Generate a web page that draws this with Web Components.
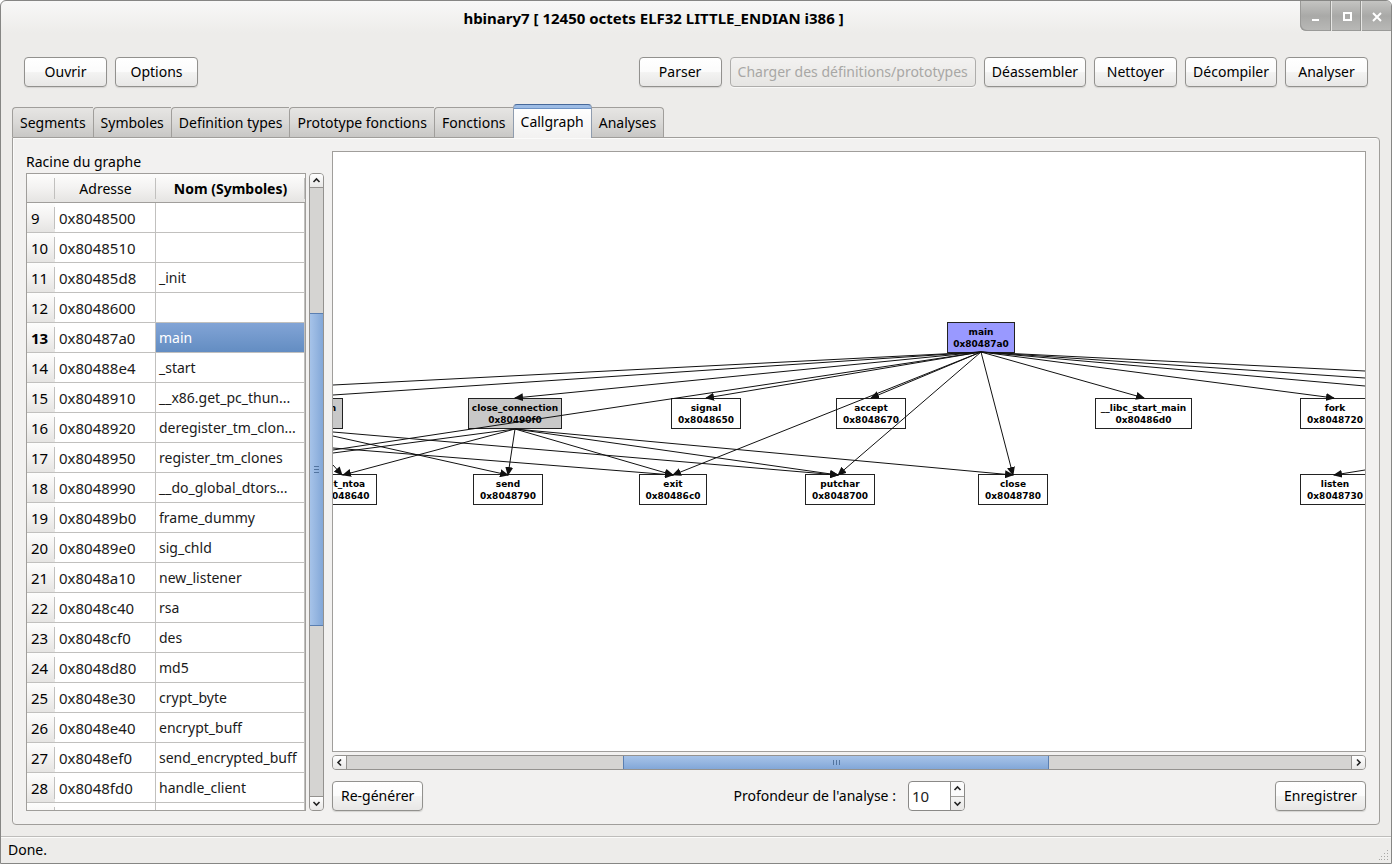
<!DOCTYPE html>
<html lang="fr">
<head>
<meta charset="utf-8">
<title>hbinary7</title>
<style>
  html, body { margin: 0; height: 100%; background: #fff; }
  body { font: 14px/20px "Noto Sans", "Open Sans", sans-serif; color: #000; }
</style>
</head>
<body>
<hb-window>
  <hb-titlebar slot="title">hbinary7 [ 12450 octets ELF32 LITTLE_ENDIAN i386 ]</hb-titlebar>
  <hb-toolbar slot="toolbar">
    <hb-button>Ouvrir</hb-button>
    <hb-button>Options</hb-button>
    <hb-button slot="end">Parser</hb-button>
    <hb-button slot="end" disabled>Charger des définitions/prototypes</hb-button>
    <hb-button slot="end">Déassembler</hb-button>
    <hb-button slot="end">Nettoyer</hb-button>
    <hb-button slot="end">Décompiler</hb-button>
    <hb-button slot="end">Analyser</hb-button>
  </hb-toolbar>
  <hb-tabs>
    <hb-tab slot="tab">Segments</hb-tab>
    <hb-tab slot="tab">Symboles</hb-tab>
    <hb-tab slot="tab">Definition types</hb-tab>
    <hb-tab slot="tab">Prototype fonctions</hb-tab>
    <hb-tab slot="tab">Fonctions</hb-tab>
    <hb-tab slot="tab" active>Callgraph</hb-tab>
    <hb-tab slot="tab">Analyses</hb-tab>
    <hb-symbols></hb-symbols>
    <hb-callgraph></hb-callgraph>
  </hb-tabs>
  <hb-statusbar slot="status">Done.</hb-statusbar>
</hb-window>

<script>
function define(name, html, setup) {
  const template = document.createElement('template');
  template.innerHTML = html;
  customElements.define(name, class extends HTMLElement {
    constructor() {
      super();
      this.attachShadow({ mode: 'open' }).append(template.content.cloneNode(true));
    }
    connectedCallback() {
      if (setup && !this.ready) { this.ready = true; setup(this, this.shadowRoot); }
    }
  });
}

define('hb-window', `
  <style>
    :host { display: flex; flex-direction: column; box-sizing: border-box; height: 100vh; min-height: 480px;
      border: 1px solid #868684; border-radius: 6px 6px 0 0; overflow: hidden;
      background: linear-gradient(#f8f8f7, #edecea 32px); }
    main { flex: 1; min-height: 0; display: flex; padding: 0 11px 11px; }
    ::slotted(hb-tabs) { flex: 1; min-width: 0; }
  </style>
  <slot name="title"></slot><slot name="toolbar"></slot><main><slot></slot></main><slot name="status"></slot>`);

define('hb-titlebar', `
  <style>
    :host { display: flex; height: 30px; align-items: stretch; }
    h1 { flex: 1; margin: 0; padding: 7px 0 0 6px; box-sizing: border-box; text-align: center; font: inherit; font-size: 15px; font-weight: bold; line-height: 20px; }
    div { display: flex; border-bottom-left-radius: 6px; overflow: hidden; background: linear-gradient(#c4c4c2, #a9a9a7 50%, #b9b9b7);
      box-shadow: inset 1px -1px #9a9a98; padding-left: 1px; }
    button { width: 30px; padding: 0; border: 0; background: none; display: grid; place-items: center; }
    button + button { border-left: 1px solid #e6e6e4; box-shadow: -1px 0 #92928f; }
    svg { display: block; }
  </style>
  <h1><slot></slot></h1>
  <div>
    <button aria-label="Réduire"><svg width="12" height="12"><path d="M2 10h7" stroke="#fff" stroke-width="2"/></svg></button>
    <button aria-label="Agrandir"><svg width="12" height="12"><path d="M3 3h7v7H3z" fill="none" stroke="#fff" stroke-width="2"/></svg></button>
    <button aria-label="Fermer"><svg width="12" height="12"><path d="M2 3l8 8M10 3l-8 8" stroke="#fff" stroke-width="2"/></svg></button>
  </div>`);

define('hb-toolbar', `
  <style>
    :host { display: flex; justify-content: space-between; padding: 26px 23px 17px; --button-padding: 7px; }
    div { display: flex; gap: 8px; }
  </style>
  <div><slot></slot></div><div><slot name="end"></slot></div>`);

define('hb-button', `
  <style>
    :host { display: block; }
    button { box-sizing: border-box; height: 30px; min-width: 83px; padding: 0 var(--button-padding, 8px); font: inherit; color: #000; white-space: nowrap;
      border: 1px solid #92918e; border-radius: 4px; background: linear-gradient(#fff, #fbfbfb 50%, #f3f3f2 52%, #e8e7e6);
      box-shadow: 0 1px 1px #d4d3d1; }
    button:disabled { color: #a8a7a5; border-color: #aeadab; background: linear-gradient(#f3f2f1, #e6e5e3); box-shadow: 0 1px #f8f8f7; }
  </style>
  <button type="button"><slot></slot></button>`,
  (host, root) => { root.querySelector('button').disabled = host.hasAttribute('disabled'); });

define('hb-tabs', `
  <style>
    :host { display: flex; flex-direction: column; }
    nav { display: flex; align-items: flex-end; height: 33px; }
    section { flex: 1; min-height: 0; display: grid; grid-template-columns: 298px minmax(0, 1fr); grid-template-rows: minmax(0, 1fr); gap: 8px;
      padding: 13px; border: 1px solid #a09e9b; border-radius: 0 4px 4px 4px; background: #f2f1f0; box-shadow: inset 1px 1px #fbfbfa; }
  </style>
  <nav role="tablist"><slot name="tab"></slot></nav>
  <section role="tabpanel"><slot></slot></section>`);

define('hb-tab', `
  <style>
    :host { display: block; }
    button { display: block; box-sizing: border-box; height: 30px; padding: 0 7px; font: inherit; color: #000; white-space: nowrap;
      border: 1px solid #a09e9b; border-width: 1px 0 0 1px; border-radius: 4px 0 0 0; background: linear-gradient(#e6e5e3, #dad9d7 50%, #c8c7c5); }
    :host(:last-of-type) button { border-right-width: 1px; border-radius: 0 4px 0 0; border-left: 0; }
    :host([active]) { position: relative; margin-bottom: -1px; }
    :host([active]) button { height: 34px; border: 1px solid #8f9cae; border-top: 1px solid #47699a; border-bottom: 0; border-radius: 4px 4px 0 0;
      background: linear-gradient(#9dbce5 3px, #6d92c4 3px, #6d92c4 4px, #fff 4px, #f2f1f0); }
  </style>
  <button type="button" role="tab"><slot></slot></button>`,
  (host, root) => root.querySelector('button').setAttribute('aria-selected', host.hasAttribute('active')));

define('hb-scrollbar', `
  <style>
    :host { display: flex; flex: none; box-sizing: border-box; border: 1px solid #94928f; border-radius: 4px; overflow: hidden; background: #d5d4d2; }
    :host([vertical]) { flex-direction: column; width: 15px; }
    :host(:not([vertical])) { height: 15px; }
    button { flex: none; box-sizing: content-box; width: 13px; height: 13px; padding: 0; border: 0; display: grid; place-items: center; background: linear-gradient(#fff, #e8e7e6); }
    :host([vertical]) .less { border-bottom: 1px solid #94928f; }
    :host([vertical]) .more { border-top: 1px solid #94928f; }
    :host(:not([vertical])) .less { border-right: 1px solid #94928f; }
    :host(:not([vertical])) .more { border-left: 1px solid #94928f; }
    svg { display: block; fill: none; stroke: #222; stroke-width: 1.6; }
    :host(:not([vertical])) svg { transform: rotate(-90deg); }
    .before { flex: var(--before) 1 0; }
    .after { flex: var(--after) 1 0; }
    .thumb { flex: var(--size) 1 0; box-sizing: border-box; display: grid; place-items: center; border: solid #5a7fb2; border-width: 1px 0;
      background: linear-gradient(#a6c3e9, #97b7e1 45%, #82a7d8); }
    :host([vertical]) .thumb { background: linear-gradient(90deg, #a6c3e9, #97b7e1 45%, #82a7d8); }
    :host(:not([vertical])) .thumb { border-width: 0 1px; }
    .thumb i { width: 7px; height: 5px; background: repeating-linear-gradient(90deg, #52749f 0 1px, transparent 1px 3px); }
    :host([vertical]) .thumb i { width: 5px; height: 7px; background: repeating-linear-gradient(#52749f 0 1px, transparent 1px 3px); }
  </style>
  <button class="less" type="button" aria-label="Reculer"><svg width="9" height="9"><path d="M1.500 6l3-3 3 3"/></svg></button>
  <div class="before"></div><div class="thumb"><i></i></div><div class="after"></div>
  <button class="more" type="button" aria-label="Avancer"><svg width="9" height="9"><path d="M1.500 3l3 3 3-3"/></svg></button>`,
  (host) => {
    const [before, size, after] = host.getAttribute('parts').split(' ');
    host.style.setProperty('--before', before);
    host.style.setProperty('--size', size);
    host.style.setProperty('--after', after);
  });

const symbols = [
  [9, '0x8048500', ''], [10, '0x8048510', ''], [11, '0x80485d8', '_init'], [12, '0x8048600', ''],
  [13, '0x80487a0', 'main'], [14, '0x80488e4', '_start'], [15, '0x8048910', '__x86.get_pc_thun...'],
  [16, '0x8048920', 'deregister_tm_clon...'], [17, '0x8048950', 'register_tm_clones'],
  [18, '0x8048990', '__do_global_dtors...'], [19, '0x80489b0', 'frame_dummy'], [20, '0x80489e0', 'sig_chld'],
  [21, '0x8048a10', 'new_listener'], [22, '0x8048c40', 'rsa'], [23, '0x8048cf0', 'des'], [24, '0x8048d80', 'md5'],
  [25, '0x8048e30', 'crypt_byte'], [26, '0x8048e40', 'encrypt_buff'], [27, '0x8048ef0', 'send_encrypted_buff'],
  [28, '0x8048fd0', 'handle_client'], ['', '', ''],
];

define('hb-symbols', `
  <style>
    :host { display: flex; flex-direction: column; min-height: 0; }
    h2 { margin: 0; font: inherit; line-height: 22px; }
    .row { flex: 1; min-height: 0; display: flex; gap: 3px; }
    .view { flex: 1; min-width: 0; overflow: hidden; border: 1px solid #a09e9b; background: #fff; }
    table { width: 100%; table-layout: fixed; border-collapse: separate; border-spacing: 0; }
    th, td { box-sizing: border-box; height: 30px; padding: 0 3px; text-align: left; font-weight: normal; white-space: nowrap; overflow: hidden; border-bottom: 1px solid #c1c0be; }
    thead th { height: 29px; padding-top: 2px; text-align: center; border-color: #a09e9b; }
    th { background: linear-gradient(#c1c0be, #c1c0be) right 4px / 1px calc(100% - 4px) no-repeat, linear-gradient(#fdfdfc, #f3f2f1 50%, #e5e4e2); }
    thead th { background: linear-gradient(#c1c0be, #c1c0be) right 4px / 1px 21px no-repeat, linear-gradient(#fdfdfc, #f3f2f1 50%, #e5e4e2); }
    tbody th { padding-left: 4px; background-size: 1px 22px, auto; font-size: 15px; }
    td { border-right: 1px solid #c1c0be; color: #1a1a1a; }
    td:nth-child(2) { padding-left: 4px; font-size: 15px; }
    thead th:last-child, .current th { font-weight: bold; }
    .current td:last-child { color: #fff; background: linear-gradient(#82a4d6, #638dc2); }
  </style>
  <h2>Racine du graphe</h2>
  <div class="row">
    <div class="view">
      <table>
        <colgroup><col style="width:28px"><col style="width:101px"><col></colgroup>
        <thead><tr><th></th><th scope="col">Adresse</th><th scope="col">Nom (Symboles)</th></tr></thead>
        <tbody></tbody>
      </table>
    </div>
    <hb-scrollbar vertical parts="125 312 171"></hb-scrollbar>
  </div>`,
  (host, root) => {
    const body = root.querySelector('tbody');
    for (const [index, address, name] of symbols) {
      const row = body.insertRow();
      const head = document.createElement('th');
      head.scope = 'row';
      head.textContent = index;
      row.append(head);
      row.insertCell().textContent = address;
      row.insertCell().textContent = name;
      if (name === 'main') row.className = 'current';
    }
  });

define('hb-node', `
  <style>
    :host { position: absolute; box-sizing: border-box; height: 31px; padding-top: 3px; border: 1px solid #222; background: #fff;
      font: bold 9px/12px "DejaVu Sans", sans-serif; text-align: center; white-space: nowrap; }
    :host([kind=root]) { background: #9999ff; }
    :host([kind=inner]) { background: #c8c8c8; }
    div { display: flex; justify-content: center; }
  </style>
  <div><slot></slot></div><div><slot name="address"></slot></div>`);

// name, address, x, y, width, kind
const nodes = [
  ['main', '0x80487a0', 614, 170, 68, 'root'],
  ['n', '', -10, 246, 20, 'inner'],
  ['close_connection', '0x80490f0', 135, 246, 94, 'inner'],
  ['signal', '0x8048650', 338, 246, 70],
  ['accept', '0x8048670', 503, 246, 70],
  ['__libc_start_main', '0x80486d0', 762, 246, 97],
  ['fork', '0x8048720', 967, 246, 70],
  ['inet_ntoa', '0x8048640', -27, 322, 71],
  ['send', '0x8048790', 140, 322, 70],
  ['exit', '0x80486c0', 306, 322, 68],
  ['putchar', '0x8048700', 472, 322, 70],
  ['close', '0x8048780', 645, 322, 70],
  ['listen', '0x8048730', 967, 322, 70],
];

// x1, y1, x2, y2, without arrow head when the target is out of view
const edges = [
  [648, 200, 0, 233, 1], [648, 200, 0, 243, 1], [648, 200, 182, 246], [648, 200, 373, 246], [648, 200, 0, 298, 1],
  [648, 200, 538, 246], [648, 200, 340, 323], [648, 200, 505, 323], [648, 200, 680, 323], [648, 200, 811, 246],
  [648, 200, 1001, 246], [648, 200, 1032, 219, 1], [648, 200, 1032, 226, 1], [648, 200, 1032, 234, 1],
  [1032, 318, 1001, 323],
  [182, 277, 0, 301, 1], [182, 277, 10, 323], [182, 277, 175, 323], [182, 277, 340, 323], [182, 277, 505, 323], [182, 277, 680, 323],
  [0, 280, 505, 323], [0, 284, 175, 323], [0, 296, 340, 323], [0, 313, 9, 323],
];

define('hb-canvas', `
  <style>
    :host { display: block; position: relative; overflow: hidden; border: 1px solid #a09e9b; background: #fff; }
    svg { position: absolute; left: 0; top: 0; width: 100%; height: 100%; }
  </style>
  <svg aria-hidden="true">
    <defs><marker id="head" markerUnits="userSpaceOnUse" markerWidth="9" markerHeight="8" refX="8" refY="4" orient="auto"><path d="M0 0l9 4-9 4z" fill="#111"/></marker></defs>
  </svg>`,
  (host, root) => {
    const svg = root.querySelector('svg');
    for (const [name, address, x, y, width, kind] of nodes) {
      const node = document.createElement('hb-node');
      const line = document.createElement('span');
      line.slot = 'address';
      line.textContent = address;
      node.append(name, line);
      node.style.cssText = `left:${x}px;top:${y}px;width:${width}px`;
      if (kind) node.setAttribute('kind', kind);
      svg.before(node);
    }
    for (const [x1, y1, x2, y2, open] of edges) {
      const path = document.createElementNS('http://www.w3.org/2000/svg', 'path');
      path.setAttribute('d', `M${x1} ${y1}L${x2} ${y2}`);
      path.setAttribute('stroke', '#111');
      if (!open) path.setAttribute('marker-end', 'url(#head)');
      svg.append(path);
    }
  });

define('hb-spinbox', `
  <style>
    :host { display: flex; align-items: center; gap: 12px; }
    div { display: flex; box-sizing: border-box; width: 57px; height: 30px; border: 1px solid #8a8987; border-radius: 4px; overflow: hidden; background: #fff; }
    input { flex: 1; min-width: 0; box-sizing: border-box; padding: 0 3px; border: 0; font: inherit; font-size: 15px; color: #222; background: none; }
    p { margin: 0; display: flex; flex-direction: column; width: 13px; border-left: 1px solid #8a8987; }
    button { flex: 1; padding: 0; border: 0; display: grid; place-items: center; background: #fbfbfb; }
    button + button { border-top: 1px solid #a09e9b; background: linear-gradient(#f4f4f3, #e8e7e6); }
    svg { display: block; fill: none; stroke: #222; stroke-width: 1.6; }
  </style>
  <label for="depth"><slot></slot></label>
  <div>
    <input id="depth" inputmode="numeric" value="10">
    <p>
      <button type="button" aria-label="Augmenter"><svg width="9" height="7"><path d="M1.500 5l3-3 3 3"/></svg></button>
      <button type="button" aria-label="Diminuer"><svg width="9" height="7"><path d="M1.500 2l3 3 3-3"/></svg></button>
    </p>
  </div>`);

define('hb-callgraph', `
  <style>
    :host { display: flex; flex-direction: column; min-width: 0; min-height: 0; }
    hb-canvas { flex: 1; min-height: 0; margin-bottom: 3px; }
    footer { display: flex; justify-content: space-between; margin-top: 11px; }
  </style>
  <hb-canvas></hb-canvas>
  <hb-scrollbar parts="277 424 303"></hb-scrollbar>
  <footer>
    <hb-button>Re-générer</hb-button>
    <hb-spinbox>Profondeur de l'analyse :</hb-spinbox>
    <hb-button>Enregistrer</hb-button>
  </footer>`);

define('hb-statusbar', `
  <style>
    :host { display: flex; align-items: center; justify-content: space-between; height: 26px; padding-left: 7px; border-top: 1px solid #bebdbb; box-shadow: inset 0 1px #fbfbfa; }
    svg { align-self: flex-end; fill: #a8a7a5; }
  </style>
  <span><slot></slot></span>
  <svg width="12" height="13" aria-hidden="true"><path d="M8 0h1v1h-1zM8 3h1v1h-1zM5 3h1v1h-1zM8 6h1v1h-1zM5 6h1v1h-1zM2 6h1v1h-1zM8 9h1v1h-1zM5 9h1v1h-1zM2 9h1v1h-1zM0 9h1v1h-1z"/></svg>`);
</script>
</body>
</html>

(EXERCISE TASK) Exactly as they appear, print the lines of the listing above from its first line through the line that contains "</hb-window>", minus the pictures.

(SOLUTION)
Generate a web page that draws this with Web Components.
<!DOCTYPE html>
<html lang="fr">
<head>
<meta charset="utf-8">
<title>hbinary7</title>
<style>
  html, body { margin: 0; height: 100%; background: #fff; }
  body { font: 14px/20px "Noto Sans", "Open Sans", sans-serif; color: #000; }
</style>
</head>
<body>
<hb-window>
  <hb-titlebar slot="title">hbinary7 [ 12450 octets ELF32 LITTLE_ENDIAN i386 ]</hb-titlebar>
  <hb-toolbar slot="toolbar">
    <hb-button>Ouvrir</hb-button>
    <hb-button>Options</hb-button>
    <hb-button slot="end">Parser</hb-button>
    <hb-button slot="end" disabled>Charger des définitions/prototypes</hb-button>
    <hb-button slot="end">Déassembler</hb-button>
    <hb-button slot="end">Nettoyer</hb-button>
    <hb-button slot="end">Décompiler</hb-button>
    <hb-button slot="end">Analyser</hb-button>
  </hb-toolbar>
  <hb-tabs>
    <hb-tab slot="tab">Segments</hb-tab>
    <hb-tab slot="tab">Symboles</hb-tab>
    <hb-tab slot="tab">Definition types</hb-tab>
    <hb-tab slot="tab">Prototype fonctions</hb-tab>
    <hb-tab slot="tab">Fonctions</hb-tab>
    <hb-tab slot="tab" active>Callgraph</hb-tab>
    <hb-tab slot="tab">Analyses</hb-tab>
    <hb-symbols></hb-symbols>
    <hb-callgraph></hb-callgraph>
  </hb-tabs>
  <hb-statusbar slot="status">Done.</hb-statusbar>
</hb-window>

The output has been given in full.